**What to do**
Extract all lines containing "index".

**Collected data**
↓

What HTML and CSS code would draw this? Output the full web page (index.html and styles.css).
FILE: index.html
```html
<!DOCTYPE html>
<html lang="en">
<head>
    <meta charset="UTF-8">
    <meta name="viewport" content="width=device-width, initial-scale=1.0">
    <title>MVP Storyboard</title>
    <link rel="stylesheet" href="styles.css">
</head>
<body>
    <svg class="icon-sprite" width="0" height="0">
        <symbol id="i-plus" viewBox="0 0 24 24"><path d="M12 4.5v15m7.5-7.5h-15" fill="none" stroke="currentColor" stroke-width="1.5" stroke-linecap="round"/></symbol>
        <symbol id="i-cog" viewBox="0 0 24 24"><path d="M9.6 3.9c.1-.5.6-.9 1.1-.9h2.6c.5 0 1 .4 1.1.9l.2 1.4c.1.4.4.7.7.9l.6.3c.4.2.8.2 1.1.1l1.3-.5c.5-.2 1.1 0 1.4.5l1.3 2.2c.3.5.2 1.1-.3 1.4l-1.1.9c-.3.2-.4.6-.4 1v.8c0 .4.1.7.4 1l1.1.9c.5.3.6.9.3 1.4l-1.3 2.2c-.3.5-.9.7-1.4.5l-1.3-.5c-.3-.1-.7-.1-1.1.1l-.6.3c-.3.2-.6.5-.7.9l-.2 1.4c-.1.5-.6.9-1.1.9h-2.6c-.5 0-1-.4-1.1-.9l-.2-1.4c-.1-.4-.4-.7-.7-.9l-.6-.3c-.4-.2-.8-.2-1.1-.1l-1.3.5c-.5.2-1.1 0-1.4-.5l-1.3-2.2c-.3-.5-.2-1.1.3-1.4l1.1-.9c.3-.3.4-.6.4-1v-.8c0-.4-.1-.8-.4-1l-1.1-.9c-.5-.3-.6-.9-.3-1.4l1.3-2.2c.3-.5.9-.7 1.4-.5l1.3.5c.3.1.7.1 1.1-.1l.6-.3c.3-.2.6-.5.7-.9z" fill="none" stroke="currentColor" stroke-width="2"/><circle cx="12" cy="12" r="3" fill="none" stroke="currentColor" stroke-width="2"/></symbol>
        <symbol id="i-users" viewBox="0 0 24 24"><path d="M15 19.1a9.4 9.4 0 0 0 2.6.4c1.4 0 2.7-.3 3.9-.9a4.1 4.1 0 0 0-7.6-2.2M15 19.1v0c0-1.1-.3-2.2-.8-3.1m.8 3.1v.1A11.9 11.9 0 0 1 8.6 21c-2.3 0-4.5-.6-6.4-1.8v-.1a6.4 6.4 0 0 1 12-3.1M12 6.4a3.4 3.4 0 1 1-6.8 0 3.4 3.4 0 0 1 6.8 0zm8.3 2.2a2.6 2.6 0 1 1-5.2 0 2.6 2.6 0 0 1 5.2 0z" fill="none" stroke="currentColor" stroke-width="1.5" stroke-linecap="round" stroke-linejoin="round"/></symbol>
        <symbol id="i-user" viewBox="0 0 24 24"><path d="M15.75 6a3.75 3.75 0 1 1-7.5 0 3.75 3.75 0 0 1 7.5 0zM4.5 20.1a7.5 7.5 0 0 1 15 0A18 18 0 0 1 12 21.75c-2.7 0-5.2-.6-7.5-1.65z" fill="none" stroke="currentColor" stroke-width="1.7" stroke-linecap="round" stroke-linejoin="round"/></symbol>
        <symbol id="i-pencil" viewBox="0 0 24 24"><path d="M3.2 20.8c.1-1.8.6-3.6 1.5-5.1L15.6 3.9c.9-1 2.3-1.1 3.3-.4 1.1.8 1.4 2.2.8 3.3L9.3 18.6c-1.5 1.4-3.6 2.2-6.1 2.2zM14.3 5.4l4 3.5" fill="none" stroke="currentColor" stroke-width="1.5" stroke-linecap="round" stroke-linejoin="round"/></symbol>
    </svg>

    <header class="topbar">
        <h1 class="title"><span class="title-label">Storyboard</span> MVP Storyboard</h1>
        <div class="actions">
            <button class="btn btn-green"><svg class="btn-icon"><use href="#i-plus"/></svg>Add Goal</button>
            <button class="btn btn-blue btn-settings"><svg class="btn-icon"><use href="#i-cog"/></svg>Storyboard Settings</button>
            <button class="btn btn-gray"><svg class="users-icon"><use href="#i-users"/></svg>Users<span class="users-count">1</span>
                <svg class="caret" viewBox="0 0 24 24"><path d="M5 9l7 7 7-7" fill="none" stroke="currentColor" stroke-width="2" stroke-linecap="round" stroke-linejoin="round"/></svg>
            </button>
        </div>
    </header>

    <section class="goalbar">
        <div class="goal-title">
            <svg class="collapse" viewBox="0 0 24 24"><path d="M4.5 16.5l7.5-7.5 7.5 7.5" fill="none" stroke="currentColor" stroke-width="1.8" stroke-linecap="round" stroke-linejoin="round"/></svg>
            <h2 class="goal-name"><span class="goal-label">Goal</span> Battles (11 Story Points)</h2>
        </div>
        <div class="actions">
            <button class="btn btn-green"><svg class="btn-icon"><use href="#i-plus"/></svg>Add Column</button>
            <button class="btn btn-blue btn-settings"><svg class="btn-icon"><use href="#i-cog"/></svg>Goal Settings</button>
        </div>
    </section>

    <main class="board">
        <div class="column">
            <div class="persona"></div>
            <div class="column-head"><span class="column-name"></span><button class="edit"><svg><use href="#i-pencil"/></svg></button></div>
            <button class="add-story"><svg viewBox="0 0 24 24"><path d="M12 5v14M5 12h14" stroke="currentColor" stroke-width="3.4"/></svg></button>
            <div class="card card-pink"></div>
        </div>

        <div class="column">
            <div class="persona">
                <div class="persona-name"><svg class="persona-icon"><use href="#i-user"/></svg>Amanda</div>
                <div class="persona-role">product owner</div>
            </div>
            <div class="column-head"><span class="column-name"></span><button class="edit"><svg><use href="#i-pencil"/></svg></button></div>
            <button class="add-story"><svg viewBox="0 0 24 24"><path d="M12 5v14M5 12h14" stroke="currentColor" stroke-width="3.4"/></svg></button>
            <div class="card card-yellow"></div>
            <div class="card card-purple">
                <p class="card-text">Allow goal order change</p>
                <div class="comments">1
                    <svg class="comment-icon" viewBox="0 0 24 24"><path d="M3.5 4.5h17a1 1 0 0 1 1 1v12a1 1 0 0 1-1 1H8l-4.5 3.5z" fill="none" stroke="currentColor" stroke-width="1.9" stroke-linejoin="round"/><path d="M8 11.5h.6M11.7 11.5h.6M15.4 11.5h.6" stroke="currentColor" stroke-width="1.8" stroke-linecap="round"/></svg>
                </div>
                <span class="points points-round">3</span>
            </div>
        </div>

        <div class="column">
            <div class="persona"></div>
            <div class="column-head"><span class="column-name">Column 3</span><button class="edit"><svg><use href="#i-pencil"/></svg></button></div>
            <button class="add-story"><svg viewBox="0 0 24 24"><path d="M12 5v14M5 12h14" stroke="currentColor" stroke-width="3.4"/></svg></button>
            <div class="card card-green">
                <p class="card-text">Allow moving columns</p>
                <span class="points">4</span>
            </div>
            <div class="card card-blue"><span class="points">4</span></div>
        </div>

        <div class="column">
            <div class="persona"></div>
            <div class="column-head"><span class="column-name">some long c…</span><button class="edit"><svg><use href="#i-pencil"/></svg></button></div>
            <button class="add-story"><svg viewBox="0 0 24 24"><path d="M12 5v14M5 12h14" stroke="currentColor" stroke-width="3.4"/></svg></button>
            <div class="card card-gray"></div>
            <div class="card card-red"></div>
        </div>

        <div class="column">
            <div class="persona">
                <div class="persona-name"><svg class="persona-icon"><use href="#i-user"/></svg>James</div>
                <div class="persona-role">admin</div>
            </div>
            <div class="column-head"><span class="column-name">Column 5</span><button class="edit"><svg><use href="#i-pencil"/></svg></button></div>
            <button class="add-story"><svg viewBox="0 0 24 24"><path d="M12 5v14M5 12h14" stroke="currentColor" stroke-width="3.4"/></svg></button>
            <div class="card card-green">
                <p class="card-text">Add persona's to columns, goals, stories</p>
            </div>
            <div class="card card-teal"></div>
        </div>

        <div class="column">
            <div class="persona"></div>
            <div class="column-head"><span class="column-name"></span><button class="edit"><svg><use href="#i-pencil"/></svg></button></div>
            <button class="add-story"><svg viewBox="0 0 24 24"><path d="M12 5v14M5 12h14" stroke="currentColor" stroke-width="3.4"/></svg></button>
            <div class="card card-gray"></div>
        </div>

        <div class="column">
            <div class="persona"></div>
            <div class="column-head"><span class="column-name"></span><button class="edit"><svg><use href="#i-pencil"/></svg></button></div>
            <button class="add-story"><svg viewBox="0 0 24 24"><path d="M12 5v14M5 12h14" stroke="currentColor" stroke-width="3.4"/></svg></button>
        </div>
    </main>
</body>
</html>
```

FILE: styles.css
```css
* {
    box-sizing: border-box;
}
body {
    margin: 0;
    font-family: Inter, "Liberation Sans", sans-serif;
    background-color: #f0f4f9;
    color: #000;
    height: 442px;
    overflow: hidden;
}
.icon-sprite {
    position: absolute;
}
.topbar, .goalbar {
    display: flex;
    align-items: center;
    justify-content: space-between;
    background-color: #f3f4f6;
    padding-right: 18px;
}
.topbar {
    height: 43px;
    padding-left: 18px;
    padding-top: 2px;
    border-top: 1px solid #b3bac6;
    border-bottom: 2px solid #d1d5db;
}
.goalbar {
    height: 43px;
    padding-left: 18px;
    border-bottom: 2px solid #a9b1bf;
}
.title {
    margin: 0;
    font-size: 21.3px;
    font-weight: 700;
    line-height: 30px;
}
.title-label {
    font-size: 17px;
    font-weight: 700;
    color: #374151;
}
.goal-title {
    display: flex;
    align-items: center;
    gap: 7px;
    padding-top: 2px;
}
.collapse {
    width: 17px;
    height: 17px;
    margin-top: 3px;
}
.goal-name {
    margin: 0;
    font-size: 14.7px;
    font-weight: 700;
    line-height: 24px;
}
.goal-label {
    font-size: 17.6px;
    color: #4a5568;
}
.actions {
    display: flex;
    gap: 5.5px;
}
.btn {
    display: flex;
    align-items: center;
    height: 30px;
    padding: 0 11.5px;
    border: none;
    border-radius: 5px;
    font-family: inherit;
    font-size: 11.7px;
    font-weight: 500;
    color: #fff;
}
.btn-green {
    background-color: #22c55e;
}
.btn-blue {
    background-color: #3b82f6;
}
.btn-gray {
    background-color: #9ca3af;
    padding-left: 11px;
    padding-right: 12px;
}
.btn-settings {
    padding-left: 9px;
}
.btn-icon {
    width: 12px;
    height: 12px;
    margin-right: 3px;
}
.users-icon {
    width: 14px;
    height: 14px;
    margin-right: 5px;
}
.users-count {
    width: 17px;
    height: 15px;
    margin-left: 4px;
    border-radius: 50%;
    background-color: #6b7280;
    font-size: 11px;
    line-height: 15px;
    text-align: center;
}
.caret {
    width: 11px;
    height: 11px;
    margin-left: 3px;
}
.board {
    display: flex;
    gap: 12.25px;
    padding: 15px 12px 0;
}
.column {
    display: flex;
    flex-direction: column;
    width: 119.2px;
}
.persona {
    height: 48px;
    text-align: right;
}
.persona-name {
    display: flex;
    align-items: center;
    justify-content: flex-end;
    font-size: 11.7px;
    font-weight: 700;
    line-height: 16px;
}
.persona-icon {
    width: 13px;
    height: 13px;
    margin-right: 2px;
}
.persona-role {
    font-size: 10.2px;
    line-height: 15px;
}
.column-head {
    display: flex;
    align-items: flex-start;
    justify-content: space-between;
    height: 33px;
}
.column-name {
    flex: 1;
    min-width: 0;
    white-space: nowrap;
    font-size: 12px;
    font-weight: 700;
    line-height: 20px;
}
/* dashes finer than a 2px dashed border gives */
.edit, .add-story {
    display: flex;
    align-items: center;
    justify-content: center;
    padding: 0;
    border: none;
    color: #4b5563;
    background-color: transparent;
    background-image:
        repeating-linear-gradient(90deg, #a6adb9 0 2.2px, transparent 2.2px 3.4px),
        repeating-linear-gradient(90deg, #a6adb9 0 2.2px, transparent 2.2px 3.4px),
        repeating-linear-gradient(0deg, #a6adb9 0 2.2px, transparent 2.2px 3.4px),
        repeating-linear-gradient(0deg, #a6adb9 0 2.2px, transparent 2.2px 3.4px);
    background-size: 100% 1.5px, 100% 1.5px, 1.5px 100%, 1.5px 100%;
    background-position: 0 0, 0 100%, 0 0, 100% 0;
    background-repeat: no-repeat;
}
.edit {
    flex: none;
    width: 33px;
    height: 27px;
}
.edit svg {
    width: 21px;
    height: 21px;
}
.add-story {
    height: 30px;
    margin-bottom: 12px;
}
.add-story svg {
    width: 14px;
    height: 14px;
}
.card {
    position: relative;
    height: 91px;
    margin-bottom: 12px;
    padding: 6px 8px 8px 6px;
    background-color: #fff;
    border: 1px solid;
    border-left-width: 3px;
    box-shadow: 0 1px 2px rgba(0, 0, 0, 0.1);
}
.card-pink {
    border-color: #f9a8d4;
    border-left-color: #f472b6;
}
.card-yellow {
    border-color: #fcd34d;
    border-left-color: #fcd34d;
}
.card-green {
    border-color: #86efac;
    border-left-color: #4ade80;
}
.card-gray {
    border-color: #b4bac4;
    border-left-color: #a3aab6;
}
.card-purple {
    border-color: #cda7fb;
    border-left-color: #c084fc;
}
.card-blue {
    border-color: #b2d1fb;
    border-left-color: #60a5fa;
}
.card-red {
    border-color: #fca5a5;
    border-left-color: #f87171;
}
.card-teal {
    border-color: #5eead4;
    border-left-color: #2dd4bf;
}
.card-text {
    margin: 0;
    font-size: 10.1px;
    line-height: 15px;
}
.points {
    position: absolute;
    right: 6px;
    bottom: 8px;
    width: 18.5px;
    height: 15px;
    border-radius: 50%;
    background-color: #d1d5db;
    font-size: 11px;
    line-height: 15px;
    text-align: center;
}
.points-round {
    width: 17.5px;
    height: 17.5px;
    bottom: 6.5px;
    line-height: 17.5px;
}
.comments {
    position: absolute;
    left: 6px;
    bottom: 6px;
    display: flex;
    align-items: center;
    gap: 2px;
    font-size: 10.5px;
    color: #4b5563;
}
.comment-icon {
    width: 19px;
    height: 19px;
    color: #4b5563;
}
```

↑

**Expected answer**
What HTML and CSS code would draw this? Output the full web page (index.html and styles.css).
FILE: index.html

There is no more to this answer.